Si en Ucrania no nos queda más remedio que llegar a un compromiso –no porque lo queramos así los occidentales, sino porque la composición étnica y moral del país lo ha determinado de antemano–, habría que decirle al Sr. Putin y a los que ahora le jalean que ésta será la última vez y, para demostrarle que no debe equivocarse como le pasó a Hitler, habría que admitir a la Ucrania que quiere ser europea occidental en la OTAN. Solo así tendría credibilidad la decisión de parar los pies al Sr. Putin, de que a la tercera va la vencida.

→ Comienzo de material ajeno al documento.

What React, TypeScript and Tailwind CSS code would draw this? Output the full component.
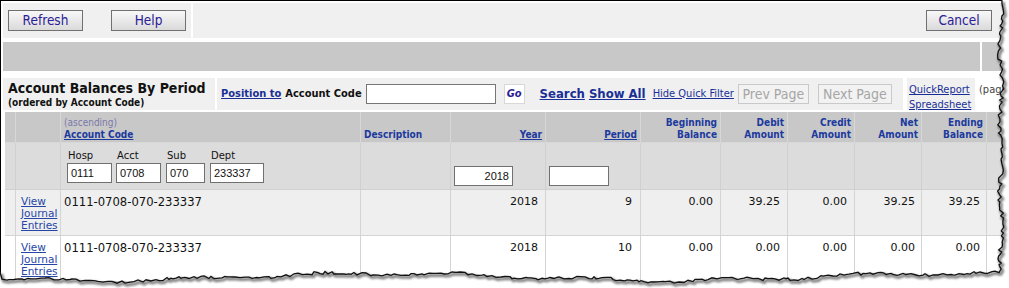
import React from "react";

const C = "font-['DejaVu_Sans_Condensed','DejaVu_Sans',sans-serif] font-stretch-condensed";
const V = "font-['DejaVu_Sans',sans-serif]";
const A = "font-['Liberation_Sans',Arial,sans-serif]";

function Btn({ label, w }: { label: string; w: string }) {
  return (
    <div
      className={`${C} ${w} h-[21px] border border-[#707070] bg-linear-to-b from-[#f8f8f8] to-[#dadada] flex items-center justify-center text-[13.5px] leading-none text-[#2b2096]`}
    >
      {label}
    </div>
  );
}

function DisBtn({ label, w, cls }: { label: string; w: string; cls: string }) {
  return (
    <div
      className={`${C} ${w} ${cls} h-[20px] border border-[#c9c9c9] bg-[#f2f2f2] flex items-center justify-center text-[14px] leading-none text-[#a6a6a6]`}
    >
      {label}
    </div>
  );
}

function TornEdge() {
  let s = 987654;
  const r = () => {
    s = (s * 16807) % 2147483647;
    return s / 2147483647;
  };
  const pts: [number, number][] = [];
  for (let y = 0; y <= 274; y += 2 + Math.floor(r() * 3)) {
    const x = 1001 + Math.sin(y * 0.09) * 1.5 + (r() - 0.5) * 4;
    pts.push([x, y]);
  }
  for (let x = 999; x >= 0; x -= 2 + Math.floor(r() * 4)) {
    const y =
      277 +
      Math.sin(x * 0.011 + 0.5) * 3.5 +
      Math.sin(x * 0.047 + 2) * 1.5 +
      (r() - 0.5) * 3;
    pts.push([x, y]);
  }
  pts.push([0, 272]);
  const line = pts.map((p) => `${p[0].toFixed(1)},${p[1].toFixed(1)}`).join(" ");
  const fill = `M1009,0 L${line} L0,288 L1009,288 Z`;
  const shadow = pts.map((p) => `${(p[0] + 1.5).toFixed(1)},${(p[1] + 2).toFixed(1)}`).join(" ");
  return (
    <svg className="absolute left-0 top-0 pointer-events-none" width="1009" height="288" viewBox="0 0 1009 288">
      <defs>
        <filter id="blur" x="-5%" y="-5%" width="110%" height="110%">
          <feGaussianBlur stdDeviation="1.2" />
        </filter>
      </defs>
      <path d={fill} fill="#ffffff" />
      <polyline points={shadow} fill="none" stroke="rgba(0,0,0,0.5)" strokeWidth="3" filter="url(#blur)" />
      <polyline points={line} fill="none" stroke="#111" strokeWidth="1.3" />
    </svg>
  );
}

const hdr = `${C} font-bold text-[10px] leading-[12px] text-[#1c3a9e]`;
const hcell = "border-r border-b border-[#d8d8d8] bg-[#c8c8c8] h-[31px] flex flex-col justify-end pb-[1px]";
const fcell = "border-r border-b border-[#d0d0d0] bg-[#dcdcdc] h-[47px]";
const num = `${V} text-[11px] leading-[13px] text-[#111] text-right`;

function DataRow({ bg, period, vals }: { bg: string; period: string; vals: string[] }) {
  const cell = `border-r border-b border-[#d4d4d4] h-[46px] pt-[5px] ${bg}`;
  return (
    <>
      <div className={cell} />
      <div className={`${cell} pl-[5px] pt-[4px]`}>
        <span className={`${V} block text-[10.5px] leading-[12px] text-[#2645a6] underline`}>
          View
          <br />
          Journal
          <br />
          Entries
        </span>
      </div>
      <div className={`${cell} pl-[3px] pt-[4px]`}>
        <span className={`${V} block text-[11.6px] leading-[14px] text-[#111]`}>0111-0708-070-233337</span>
      </div>
      <div className={cell} />
      <div className={`${cell} pr-[7px] ${num}`}>2018</div>
      <div className={`${cell} pr-[8px] ${num}`}>{period}</div>
      <div className={`${cell} pr-[7px] ${num}`}>{vals[0]}</div>
      <div className={`${cell} pr-[7px] ${num}`}>{vals[1]}</div>
      <div className={`${cell} pr-[7px] ${num}`}>{vals[2]}</div>
      <div className={`${cell} pr-[6px] ${num}`}>{vals[3]}</div>
      <div className={`${cell} pr-[6px] ${num}`}>{vals[4]}</div>
      <div className={cell} />
    </>
  );
}

function FilterInput({ label, w, value }: { label: string; w: string; value: string }) {
  return (
    <div className="flex flex-col">
      <span className={`${V} text-[10px] leading-[12px] text-[#111] pl-[1px] mb-[1px]`}>{label}</span>
      <div className={`${w} h-[20px] border border-[#707070] bg-white flex items-center pl-[3px] ${A} text-[11px] text-[#111]`}>
        {value}
      </div>
    </div>
  );
}

export default function App() {
  return (
    <div className="relative w-[1009px] h-[288px] overflow-hidden bg-white">
      <div className="w-[1009px] h-[288px] border-l border-t border-black pl-[2px] pt-[2px] flex flex-col">
        {/* Row 1: toolbar */}
        <div className="flex h-[35px] shrink-0">
          <div className="w-[188px] bg-[#f0f0f0] flex items-start pt-[7px] pl-[5px] gap-[28px]">
            <Btn label="Refresh" w="w-[75px]" />
            <Btn label="Help" w="w-[75px]" />
          </div>
          <div className="w-[2px]" />
          <div className="flex-1 bg-[#f0f0f0] flex justify-end items-start pt-[7px] pr-[17px]">
            <Btn label="Cancel" w="w-[66px]" />
          </div>
        </div>

        {/* Row 2: gray band */}
        <div className="flex h-[29px] mt-[4px] shrink-0">
          <div className="w-[977px] bg-[#c7c8c7]" />
          <div className="w-[2px]" />
          <div className="flex-1 bg-[#c7c8c7]" />
        </div>

        {/* Row 3: title + quick filter bar */}
        <div className="flex h-[32px] mt-[7px] shrink-0">
          <div className="w-[212px] bg-[#f0f0f0] pl-[5px] pt-[2px]">
            <div className={`${C} font-bold text-[14px] leading-[16px] text-[#111]`}>Account Balances By Period</div>
            <div className={`${C} font-bold text-[10px] leading-[12px] text-[#111] mt-[1px]`}>(ordered by Account Code)</div>
          </div>
          <div className="w-[2px]" />
          <div className="w-[686px] bg-[#f0f0f0] flex items-center pl-[4px]">
            <span className={`${C} font-bold text-[11px] text-[#1a2f96] underline`}>Position to</span>
            <span className={`${C} font-bold text-[11px] text-[#111] ml-[4px]`}>Account Code</span>
            <div className="ml-[4px] w-[130px] h-[20px] border border-[#767676] bg-white" />
            <div className="ml-[8px] w-[21px] h-[20px] border border-[#d8d8d8] bg-white flex items-center justify-center">
              <span className={`${C} font-bold italic text-[11px] text-[#2b2096]`}>Go</span>
            </div>
            <span className={`${C} font-bold text-[13px] text-[#1a2f96] underline ml-[15px]`}>Search</span>
            <span className={`${C} font-bold text-[13px] text-[#1a2f96] underline ml-[4px]`}>Show All</span>
            <span className={`${C} text-[11px] text-[#1a2f96] underline ml-[7px]`}>Hide Quick Filter</span>
            <DisBtn label="Prev Page" w="w-[71px]" cls="ml-[4px]" />
            <DisBtn label="Next Page" w="w-[74px]" cls="ml-[9px]" />
          </div>
          <div className="w-[4px]" />
          <div className="w-[68px] bg-[#f0f0f0] pl-[2px] pt-[4px]">
            <div className={`${C} text-[11px] leading-[15px] text-[#1a2f96] underline`}>QuickReport</div>
            <div className={`${C} text-[11px] leading-[15px] text-[#1a2f96] underline`}>Spreadsheet</div>
          </div>
          <div className={`${C} text-[11px] leading-[15px] text-[#444] pl-[4px] pt-[4px]`}>(page</div>
        </div>

        {/* Table */}
        <div className="mt-[2px] ml-[2px] grid grid-cols-[11px_45px_300px_90px_95px_95px_80px_67px_67px_67px_65px_40px]">
          {/* header */}
          <div className={hcell} />
          <div className={hcell} />
          <div className={`${hcell} pl-[3px]`}>
            <span className={`${C} text-[10px] leading-[12px] text-[#7a78a8]`}>(ascending)</span>
            <span className={`${hdr} underline text-[#0c2c9c]`}>Account Code</span>
          </div>
          <div className={`${hcell} pl-[3px]`}>
            <span className={hdr}>Description</span>
          </div>
          <div className={`${hcell} pr-[3px] items-end`}>
            <span className={`${hdr} underline text-[#0c2c9c]`}>Year</span>
          </div>
          <div className={`${hcell} pr-[3px] items-end`}>
            <span className={`${hdr} underline text-[#0c2c9c]`}>Period</span>
          </div>
          <div className={`${hcell} pr-[3px] items-end text-right`}>
            <span className={hdr}>Beginning</span>
            <span className={hdr}>Balance</span>
          </div>
          <div className={`${hcell} pr-[3px] items-end text-right`}>
            <span className={hdr}>Debit</span>
            <span className={hdr}>Amount</span>
          </div>
          <div className={`${hcell} pr-[3px] items-end text-right`}>
            <span className={hdr}>Credit</span>
            <span className={hdr}>Amount</span>
          </div>
          <div className={`${hcell} pr-[3px] items-end text-right`}>
            <span className={hdr}>Net</span>
            <span className={hdr}>Amount</span>
          </div>
          <div className={`${hcell} pr-[3px] items-end text-right`}>
            <span className={hdr}>Ending</span>
            <span className={hdr}>Balance</span>
          </div>
          <div className={hcell} />

          {/* filter row */}
          <div className={fcell} />
          <div className={fcell} />
          <div className={`${fcell} flex items-end pl-[6px] pb-[6px] gap-[4px]`}>
            <FilterInput label="Hosp" w="w-[45px]" value="0111" />
            <FilterInput label="Acct" w="w-[45px]" value="0708" />
            <div className="ml-[1px]">
              <FilterInput label="Sub" w="w-[39px]" value="070" />
            </div>
            <div className="ml-[1px]">
              <FilterInput label="Dept" w="w-[54px]" value="233337" />
            </div>
          </div>
          <div className={fcell} />
          <div className={`${fcell} flex items-end pl-[3px] pb-[3px]`}>
            <div className={`w-[59px] h-[20px] border border-[#707070] bg-white flex items-center justify-end pr-[3px] ${A} text-[11px] text-[#111]`}>
              2018
            </div>
          </div>
          <div className={`${fcell} flex items-end pl-[3px] pb-[3px]`}>
            <div className="w-[60px] h-[20px] border border-[#707070] bg-white" />
          </div>
          <div className={fcell} />
          <div className={fcell} />
          <div className={fcell} />
          <div className={fcell} />
          <div className={fcell} />
          <div className={fcell} />

          <DataRow bg="bg-[#efefef]" period="9" vals={["0.00", "39.25", "0.00", "39.25", "39.25"]} />
          <DataRow bg="bg-white" period="10" vals={["0.00", "0.00", "0.00", "0.00", "0.00"]} />
        </div>
      </div>
      <TornEdge />
    </div>
  );
}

Pero quizás –y es tan sólo una esperanza–, si se plantea con toda crudeza a Putin esta alternativa, se logre que acceda a un grado de autonomía de las regiones ruso parlantes de Ucrania que permita mantener una única nación con lazos económicos con la UE, pero eso sí, sin entrar en la OTAN. Que elija entre una Ucrania unida y fuera de la OTAN o dividida pero parcialmente dentro. Lo firmado en Minsk la semana pasada –tan solo una tregua– da una oportunidad para llegar a un acuerdo estable. Sería mejor para todos que el Sr. Putin prefiriese lo primero, aunque sus problemas para ello quizás fuesen de orden interno, pues el nacionalismo es un tigre que, una vez azuzado, se lanza a la carrera y suele devorar a quien lo monta.

Me hubiera gustado poder gritar bien alto ¡defendamos todos juntos a Ucrania! Pero los demonios en ese país no son todos externos. No confundamos nuestra determinación en este triste asunto con la del Sr. Putin, o más bien concentremos esa voluntad en recordarle que la próxima vez no debería equivocarse como sucedió en Polonia en el 1939.